Goal of the exercise: Below are the entries; count the lines in them that contain the word "this" and give only the number.

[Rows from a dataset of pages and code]
[Begin]
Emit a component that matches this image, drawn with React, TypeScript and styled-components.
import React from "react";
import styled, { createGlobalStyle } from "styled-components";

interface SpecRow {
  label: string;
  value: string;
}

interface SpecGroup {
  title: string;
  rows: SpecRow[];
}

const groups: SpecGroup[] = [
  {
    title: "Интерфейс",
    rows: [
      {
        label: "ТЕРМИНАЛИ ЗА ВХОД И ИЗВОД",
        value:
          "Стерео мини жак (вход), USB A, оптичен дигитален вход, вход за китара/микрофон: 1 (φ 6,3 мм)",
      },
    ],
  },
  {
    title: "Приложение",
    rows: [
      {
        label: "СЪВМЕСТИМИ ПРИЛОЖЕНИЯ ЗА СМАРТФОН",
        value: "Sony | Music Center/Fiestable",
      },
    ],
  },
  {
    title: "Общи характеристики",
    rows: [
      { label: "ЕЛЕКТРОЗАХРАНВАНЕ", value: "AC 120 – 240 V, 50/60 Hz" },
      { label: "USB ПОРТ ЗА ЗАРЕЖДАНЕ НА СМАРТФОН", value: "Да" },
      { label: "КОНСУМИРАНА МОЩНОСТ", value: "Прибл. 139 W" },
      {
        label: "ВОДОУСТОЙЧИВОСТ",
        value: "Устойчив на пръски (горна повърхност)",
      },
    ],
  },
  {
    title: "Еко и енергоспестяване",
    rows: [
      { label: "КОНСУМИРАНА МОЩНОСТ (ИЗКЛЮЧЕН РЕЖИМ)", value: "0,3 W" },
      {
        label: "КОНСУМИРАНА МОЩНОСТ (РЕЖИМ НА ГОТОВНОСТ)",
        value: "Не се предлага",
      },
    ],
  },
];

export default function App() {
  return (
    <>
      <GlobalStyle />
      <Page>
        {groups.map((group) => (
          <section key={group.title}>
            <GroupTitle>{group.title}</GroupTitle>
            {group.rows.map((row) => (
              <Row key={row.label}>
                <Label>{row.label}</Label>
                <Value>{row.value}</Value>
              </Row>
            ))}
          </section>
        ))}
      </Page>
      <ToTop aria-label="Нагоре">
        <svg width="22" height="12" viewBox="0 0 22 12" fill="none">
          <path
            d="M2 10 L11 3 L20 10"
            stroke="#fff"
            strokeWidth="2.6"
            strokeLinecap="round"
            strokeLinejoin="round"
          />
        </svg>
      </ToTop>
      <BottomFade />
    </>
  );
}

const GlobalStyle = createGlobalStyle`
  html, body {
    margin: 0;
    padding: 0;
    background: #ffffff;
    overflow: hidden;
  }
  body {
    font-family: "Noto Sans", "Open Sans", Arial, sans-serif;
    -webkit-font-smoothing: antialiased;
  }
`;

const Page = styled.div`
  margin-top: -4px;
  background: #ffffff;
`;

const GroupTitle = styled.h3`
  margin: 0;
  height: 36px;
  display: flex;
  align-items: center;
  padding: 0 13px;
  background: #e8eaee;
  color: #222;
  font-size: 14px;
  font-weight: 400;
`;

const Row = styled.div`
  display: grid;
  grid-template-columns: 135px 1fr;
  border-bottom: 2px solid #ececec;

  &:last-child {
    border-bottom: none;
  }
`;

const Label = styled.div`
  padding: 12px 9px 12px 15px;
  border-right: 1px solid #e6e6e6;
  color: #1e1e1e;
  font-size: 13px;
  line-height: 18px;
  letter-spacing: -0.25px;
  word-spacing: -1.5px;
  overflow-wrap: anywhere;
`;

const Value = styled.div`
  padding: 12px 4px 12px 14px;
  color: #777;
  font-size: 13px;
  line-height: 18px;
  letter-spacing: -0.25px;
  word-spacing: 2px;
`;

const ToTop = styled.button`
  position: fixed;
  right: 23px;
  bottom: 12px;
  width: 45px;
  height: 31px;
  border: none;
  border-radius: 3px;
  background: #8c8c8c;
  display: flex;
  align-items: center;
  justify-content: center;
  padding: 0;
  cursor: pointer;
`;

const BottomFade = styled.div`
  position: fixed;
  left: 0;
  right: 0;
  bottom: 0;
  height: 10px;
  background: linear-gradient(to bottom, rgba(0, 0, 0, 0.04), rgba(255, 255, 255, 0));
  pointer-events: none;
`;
[End]
[Begin]
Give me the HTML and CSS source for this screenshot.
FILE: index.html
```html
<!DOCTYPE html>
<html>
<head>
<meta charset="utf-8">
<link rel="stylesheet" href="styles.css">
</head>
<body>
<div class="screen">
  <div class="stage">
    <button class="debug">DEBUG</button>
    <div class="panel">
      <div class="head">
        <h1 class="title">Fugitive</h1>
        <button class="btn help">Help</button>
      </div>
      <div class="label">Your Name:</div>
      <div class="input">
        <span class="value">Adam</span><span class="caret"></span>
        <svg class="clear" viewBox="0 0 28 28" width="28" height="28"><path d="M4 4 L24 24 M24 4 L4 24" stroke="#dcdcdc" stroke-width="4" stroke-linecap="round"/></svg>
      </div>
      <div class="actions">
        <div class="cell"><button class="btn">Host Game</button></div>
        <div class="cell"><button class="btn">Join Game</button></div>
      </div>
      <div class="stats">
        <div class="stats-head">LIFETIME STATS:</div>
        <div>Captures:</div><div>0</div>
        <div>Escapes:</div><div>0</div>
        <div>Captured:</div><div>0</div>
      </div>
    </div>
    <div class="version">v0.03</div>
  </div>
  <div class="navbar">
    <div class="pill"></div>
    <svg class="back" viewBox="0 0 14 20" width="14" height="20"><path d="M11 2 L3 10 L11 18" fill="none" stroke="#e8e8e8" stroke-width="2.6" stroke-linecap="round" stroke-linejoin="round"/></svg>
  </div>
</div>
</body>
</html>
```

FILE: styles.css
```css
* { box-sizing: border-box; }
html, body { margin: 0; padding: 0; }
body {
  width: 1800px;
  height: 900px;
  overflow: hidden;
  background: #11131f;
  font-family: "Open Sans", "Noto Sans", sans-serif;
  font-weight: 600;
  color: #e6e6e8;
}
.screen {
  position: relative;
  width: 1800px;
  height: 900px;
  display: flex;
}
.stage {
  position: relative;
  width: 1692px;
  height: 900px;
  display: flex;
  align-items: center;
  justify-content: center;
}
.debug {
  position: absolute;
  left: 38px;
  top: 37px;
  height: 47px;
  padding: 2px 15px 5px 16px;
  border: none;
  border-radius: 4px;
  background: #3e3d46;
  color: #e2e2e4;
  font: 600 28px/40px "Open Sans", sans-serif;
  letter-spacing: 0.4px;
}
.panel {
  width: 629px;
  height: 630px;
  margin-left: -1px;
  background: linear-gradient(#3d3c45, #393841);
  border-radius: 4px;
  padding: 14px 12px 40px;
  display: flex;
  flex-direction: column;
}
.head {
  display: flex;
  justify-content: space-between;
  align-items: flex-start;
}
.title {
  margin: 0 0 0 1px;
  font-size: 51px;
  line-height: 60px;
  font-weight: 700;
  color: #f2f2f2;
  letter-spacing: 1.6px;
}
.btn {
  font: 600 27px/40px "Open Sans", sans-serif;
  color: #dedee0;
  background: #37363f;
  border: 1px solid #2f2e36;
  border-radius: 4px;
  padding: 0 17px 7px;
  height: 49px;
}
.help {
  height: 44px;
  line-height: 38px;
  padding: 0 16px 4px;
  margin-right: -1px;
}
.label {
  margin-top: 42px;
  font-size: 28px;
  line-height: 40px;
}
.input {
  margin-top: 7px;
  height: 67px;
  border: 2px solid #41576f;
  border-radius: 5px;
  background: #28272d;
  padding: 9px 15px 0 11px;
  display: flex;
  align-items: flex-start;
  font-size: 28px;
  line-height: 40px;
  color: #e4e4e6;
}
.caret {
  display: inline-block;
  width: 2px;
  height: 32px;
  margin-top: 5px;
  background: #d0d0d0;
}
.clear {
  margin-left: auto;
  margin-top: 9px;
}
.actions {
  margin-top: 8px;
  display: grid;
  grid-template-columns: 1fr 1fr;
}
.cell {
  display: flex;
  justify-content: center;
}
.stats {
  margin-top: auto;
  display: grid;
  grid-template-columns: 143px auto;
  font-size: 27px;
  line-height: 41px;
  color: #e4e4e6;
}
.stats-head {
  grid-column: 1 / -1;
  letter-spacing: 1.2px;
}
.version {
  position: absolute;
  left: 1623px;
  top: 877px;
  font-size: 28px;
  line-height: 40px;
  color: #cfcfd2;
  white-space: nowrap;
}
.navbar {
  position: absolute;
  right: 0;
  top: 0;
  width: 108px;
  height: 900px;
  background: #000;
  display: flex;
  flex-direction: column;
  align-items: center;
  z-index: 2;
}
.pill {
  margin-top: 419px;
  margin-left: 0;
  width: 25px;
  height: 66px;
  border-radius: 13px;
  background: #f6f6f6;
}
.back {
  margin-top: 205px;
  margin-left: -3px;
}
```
[End]
Expected answer: 2